Brief:
Leave out the pictures, and return only the lines running from the one that contains "Write the HTML" to the one that contains "The picture is", both included, exactly as they appear.

Task data:

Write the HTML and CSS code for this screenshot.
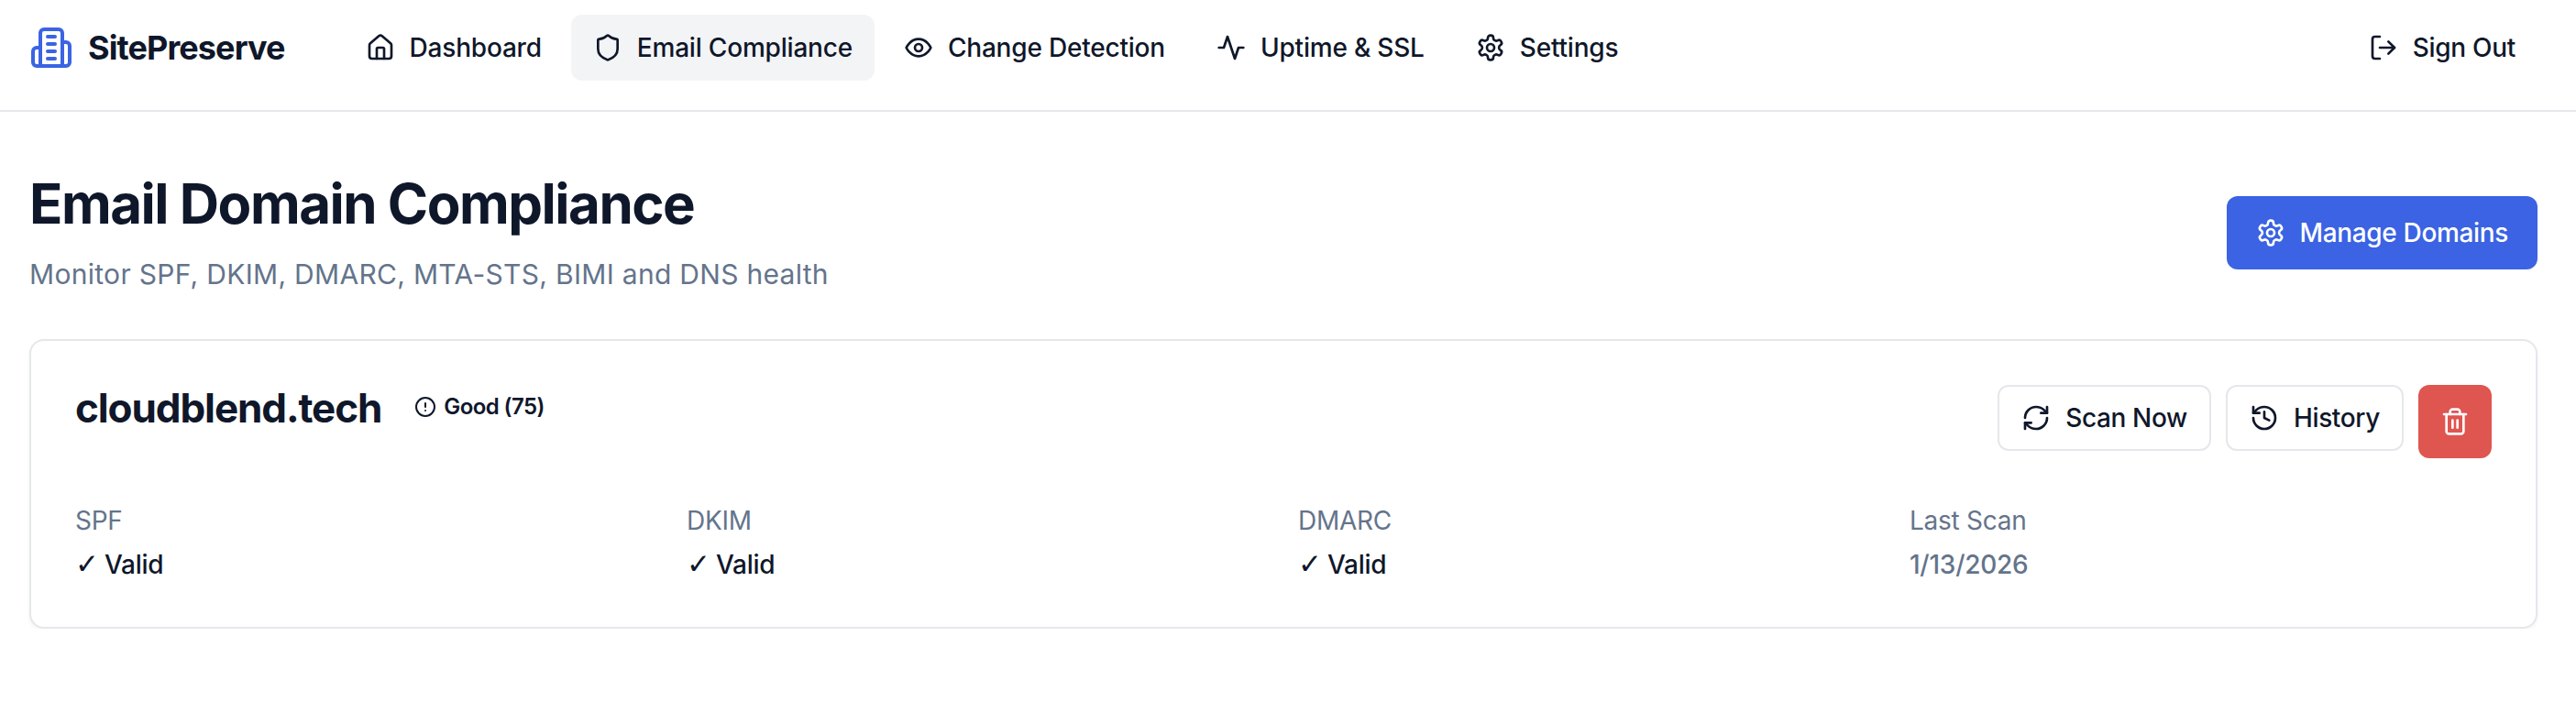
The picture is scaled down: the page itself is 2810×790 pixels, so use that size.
...
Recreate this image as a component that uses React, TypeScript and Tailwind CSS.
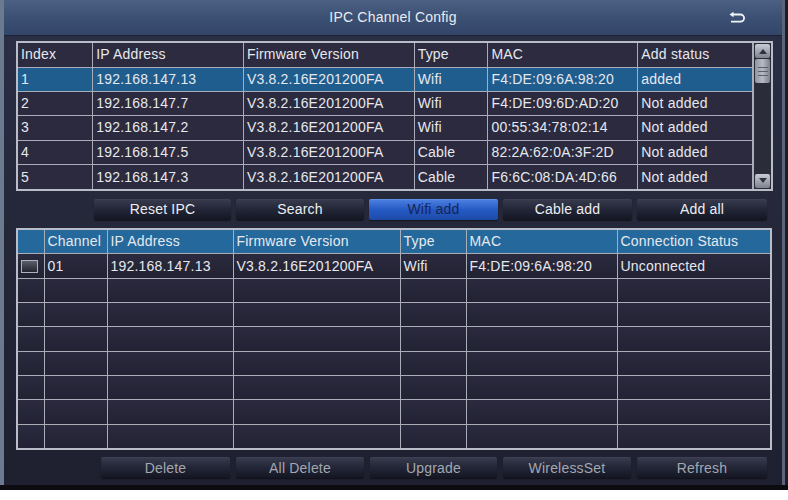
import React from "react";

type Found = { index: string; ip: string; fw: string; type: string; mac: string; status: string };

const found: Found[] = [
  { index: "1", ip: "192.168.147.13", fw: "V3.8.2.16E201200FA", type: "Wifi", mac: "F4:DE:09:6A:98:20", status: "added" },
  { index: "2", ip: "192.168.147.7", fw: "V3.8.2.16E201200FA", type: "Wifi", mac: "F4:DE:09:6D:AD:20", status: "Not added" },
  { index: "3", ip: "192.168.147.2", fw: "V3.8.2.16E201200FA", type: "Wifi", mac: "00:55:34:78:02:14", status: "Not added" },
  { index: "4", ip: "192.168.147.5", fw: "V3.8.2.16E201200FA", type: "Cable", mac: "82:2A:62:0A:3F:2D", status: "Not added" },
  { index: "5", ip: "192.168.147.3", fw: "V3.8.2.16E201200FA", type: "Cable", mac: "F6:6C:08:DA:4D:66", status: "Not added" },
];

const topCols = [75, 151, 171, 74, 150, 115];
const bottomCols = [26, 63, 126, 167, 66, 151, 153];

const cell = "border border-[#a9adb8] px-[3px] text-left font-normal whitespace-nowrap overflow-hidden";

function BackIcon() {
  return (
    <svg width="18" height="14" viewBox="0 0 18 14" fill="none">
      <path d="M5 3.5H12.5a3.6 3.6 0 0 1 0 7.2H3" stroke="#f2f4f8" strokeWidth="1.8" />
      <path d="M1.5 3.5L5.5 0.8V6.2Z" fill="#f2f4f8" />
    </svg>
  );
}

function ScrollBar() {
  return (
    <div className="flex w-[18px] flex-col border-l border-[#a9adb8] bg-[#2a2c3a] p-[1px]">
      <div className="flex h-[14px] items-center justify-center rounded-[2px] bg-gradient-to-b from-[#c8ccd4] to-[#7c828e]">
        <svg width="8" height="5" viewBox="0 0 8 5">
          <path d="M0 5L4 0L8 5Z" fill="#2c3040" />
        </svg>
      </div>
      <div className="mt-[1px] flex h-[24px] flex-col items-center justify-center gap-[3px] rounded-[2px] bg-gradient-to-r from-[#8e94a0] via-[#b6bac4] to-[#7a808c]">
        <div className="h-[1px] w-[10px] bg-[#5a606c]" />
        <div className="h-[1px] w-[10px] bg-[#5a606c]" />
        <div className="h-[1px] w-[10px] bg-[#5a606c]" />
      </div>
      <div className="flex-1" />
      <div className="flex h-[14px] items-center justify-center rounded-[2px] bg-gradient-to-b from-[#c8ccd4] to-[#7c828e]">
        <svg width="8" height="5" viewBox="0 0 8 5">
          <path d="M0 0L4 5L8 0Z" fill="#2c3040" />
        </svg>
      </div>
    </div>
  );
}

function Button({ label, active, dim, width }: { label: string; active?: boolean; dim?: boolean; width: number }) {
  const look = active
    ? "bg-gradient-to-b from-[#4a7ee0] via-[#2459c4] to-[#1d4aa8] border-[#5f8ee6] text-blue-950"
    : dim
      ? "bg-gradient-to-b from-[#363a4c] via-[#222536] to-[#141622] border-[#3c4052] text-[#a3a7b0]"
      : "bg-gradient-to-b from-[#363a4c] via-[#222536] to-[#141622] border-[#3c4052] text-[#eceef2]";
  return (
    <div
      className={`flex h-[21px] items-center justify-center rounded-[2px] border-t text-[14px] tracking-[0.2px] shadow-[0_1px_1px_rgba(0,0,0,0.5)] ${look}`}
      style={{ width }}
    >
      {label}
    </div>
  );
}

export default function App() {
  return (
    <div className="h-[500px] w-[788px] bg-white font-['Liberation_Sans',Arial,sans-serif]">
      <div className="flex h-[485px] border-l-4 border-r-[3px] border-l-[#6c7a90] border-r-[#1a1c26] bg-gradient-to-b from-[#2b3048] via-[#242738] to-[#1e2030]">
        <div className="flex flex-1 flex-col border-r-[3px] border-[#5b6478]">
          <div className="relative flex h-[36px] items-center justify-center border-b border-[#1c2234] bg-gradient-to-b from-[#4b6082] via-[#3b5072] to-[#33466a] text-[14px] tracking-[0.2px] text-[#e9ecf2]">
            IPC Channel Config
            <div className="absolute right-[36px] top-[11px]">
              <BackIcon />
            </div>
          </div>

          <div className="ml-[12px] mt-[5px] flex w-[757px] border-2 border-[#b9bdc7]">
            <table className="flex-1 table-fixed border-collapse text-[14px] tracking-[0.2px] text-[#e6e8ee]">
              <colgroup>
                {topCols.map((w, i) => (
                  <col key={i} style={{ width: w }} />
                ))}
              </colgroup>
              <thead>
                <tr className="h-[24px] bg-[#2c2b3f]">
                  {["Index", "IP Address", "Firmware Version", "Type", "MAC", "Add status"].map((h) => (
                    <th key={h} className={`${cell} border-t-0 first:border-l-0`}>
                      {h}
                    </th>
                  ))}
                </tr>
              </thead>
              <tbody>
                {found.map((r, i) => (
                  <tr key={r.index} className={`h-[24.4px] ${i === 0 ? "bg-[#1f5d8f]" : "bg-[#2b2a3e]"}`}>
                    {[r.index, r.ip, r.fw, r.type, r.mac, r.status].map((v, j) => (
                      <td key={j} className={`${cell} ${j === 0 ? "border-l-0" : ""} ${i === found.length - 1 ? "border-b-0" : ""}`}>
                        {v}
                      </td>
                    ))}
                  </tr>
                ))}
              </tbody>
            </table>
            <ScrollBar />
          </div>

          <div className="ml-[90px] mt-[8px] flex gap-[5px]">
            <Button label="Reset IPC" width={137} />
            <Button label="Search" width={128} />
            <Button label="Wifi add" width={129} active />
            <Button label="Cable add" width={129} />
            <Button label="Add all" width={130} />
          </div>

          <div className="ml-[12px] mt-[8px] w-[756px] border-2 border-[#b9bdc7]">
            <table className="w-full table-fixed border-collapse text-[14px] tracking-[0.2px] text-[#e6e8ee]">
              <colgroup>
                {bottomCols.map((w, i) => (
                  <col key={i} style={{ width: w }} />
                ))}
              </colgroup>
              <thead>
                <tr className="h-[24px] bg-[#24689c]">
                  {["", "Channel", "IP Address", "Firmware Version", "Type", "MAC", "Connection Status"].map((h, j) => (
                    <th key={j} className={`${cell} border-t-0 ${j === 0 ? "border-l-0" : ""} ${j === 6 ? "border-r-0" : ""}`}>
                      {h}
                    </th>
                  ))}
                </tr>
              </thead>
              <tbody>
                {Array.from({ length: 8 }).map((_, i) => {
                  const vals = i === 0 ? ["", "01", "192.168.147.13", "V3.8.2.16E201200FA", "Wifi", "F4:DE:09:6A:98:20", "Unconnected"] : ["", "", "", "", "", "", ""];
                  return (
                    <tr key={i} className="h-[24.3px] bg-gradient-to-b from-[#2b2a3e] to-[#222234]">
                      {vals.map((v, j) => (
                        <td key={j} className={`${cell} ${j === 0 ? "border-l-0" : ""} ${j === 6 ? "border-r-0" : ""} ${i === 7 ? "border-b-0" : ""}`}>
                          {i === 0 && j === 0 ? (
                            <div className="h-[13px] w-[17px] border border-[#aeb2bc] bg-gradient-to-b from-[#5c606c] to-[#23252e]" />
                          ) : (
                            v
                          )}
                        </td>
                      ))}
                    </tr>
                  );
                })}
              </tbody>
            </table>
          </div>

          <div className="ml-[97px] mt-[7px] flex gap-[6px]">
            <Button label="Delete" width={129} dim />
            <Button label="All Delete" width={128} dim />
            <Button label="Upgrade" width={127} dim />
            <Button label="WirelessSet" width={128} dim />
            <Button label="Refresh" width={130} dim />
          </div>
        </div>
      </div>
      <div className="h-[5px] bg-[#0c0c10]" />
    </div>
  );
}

Written answer:
Write the HTML and CSS code for this screenshot.
The picture is scaled down: the page itself is 2810×790 pixels, so use that size.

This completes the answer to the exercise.